Nadie podrá negar que el itinerario humano y profesional de don Luis no haya sido fructífero. Fue su interés constante por aprender y enseñar lo que acrecentó su laboriosidad, su compromiso y su generosidad. Su currículum, tan glosado estos días a modo de síntesis, es una consecuencia de su constancia y buen hacer. Sus estudios y carrera en Valladolid, de la que fue rector de su Universidad, le convirtió en maestro de muchos historiadores. También por el atractivo de su personalidad, siempre amable y cercana. Y es que Luis Suárez era un joven de cien años. Recientemente se han publicado varias anécdotas que acreditan esta afirmación ¿Cómo se explicaría si no la atracción de un catedrático y académico, ya consagrado, por las distintas iniciativas de jóvenes profesionales que empezaban a andar? Le movía su espíritu de servicio. Sabía que la tarea del intelectual era la de instruir y formar a las conciencias en la verdad. De aquí su directa implicación como asesor, consejero y articulista en publicaciones claramente orientadas a fomentar la complementariedad entre la razón y la fe. Dos facetas que constataba integradas en la persona humana y, por tanto, imprescindibles para la promoción de su dignidad.
Ciertamente, la concepción de Luis Suárez se inscribe en la dinámica secular del pensamiento tradicional hispánico, arraigado en una antropología realista y cristiana que sostendría el progreso integral del ser humano. Toda su obra está informada por esta perspectiva. Mucho más visible en sus estudios sobre la Edad Media y los Reyes Católicos, dando a conocer aspectos novedosos que arrojaron luz sobre tanto mito oscurantista. Pero también de las décadas centrales del siglo XX, cuando se pretendió reorganizar la convivencia española sobre un arquetipo humanista de raíces religiosas. Su amplia investigación de la época de Franco, que le tocó vivir, no se entiende sin su conexión con esta línea. El mismo Suárez, en su calidad de procurador en Cortes que le confería su cargo de rector, se sentía profundamente satisfecho de haber colaborado al restablecimiento de la monarquía en 1969 con la proclamación del príncipe Juan Carlos de Borbón como sucesor a título de rey en la Jefatura del Estado. Se trataba, en su opinión, de un acontecimiento significativo, que aunaba los esfuerzos de su generación con el patrimonio heredado del pasado para “crear un futuro mejor”. Esto explica sus reservas a las recientes leyes de la memoria que enmendarían dicho objetivo, excitando viejos rencores que parecían superados.

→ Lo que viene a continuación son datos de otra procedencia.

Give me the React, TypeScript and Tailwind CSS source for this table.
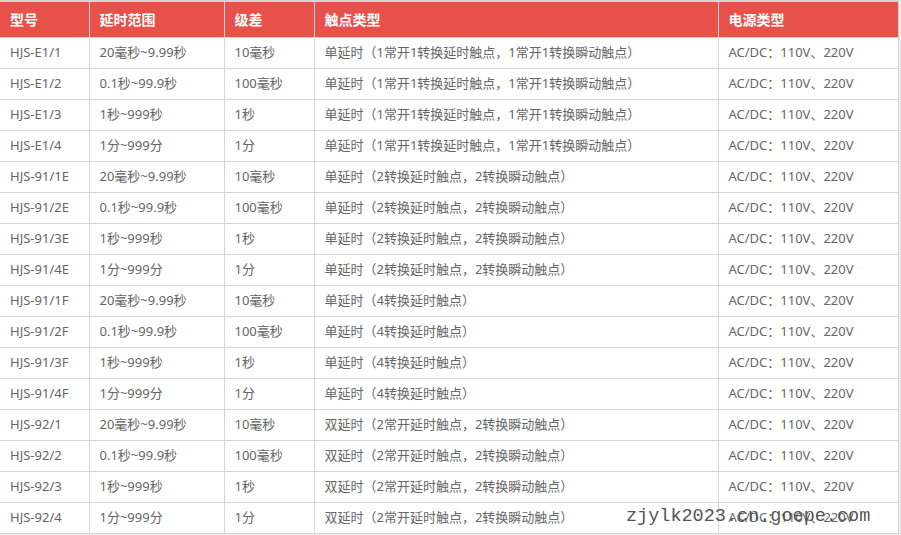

Los últimos trabajos de Luis Suárez han subrayado este anhelo reconciliador. Asentándose sobre una conciencia histórica que, según sus palabras, resultaría de la libre aceptación de los axiomas forjadores de España como comunidad, ha propuesto El pacto como modelo político. Es decir, el entendimiento que, conforme a la libertad y al derecho ― fundado en el orden moral ―, sellarían gobernantes y gobernados en la monarquía bajomedieval. Toda una declaración que muestra la utilidad de la historia. Con su magisterio, Luis Suárez ha materializado la máxima ciceroniana: historia magistra vitae est. Muchas gracias, don Luis.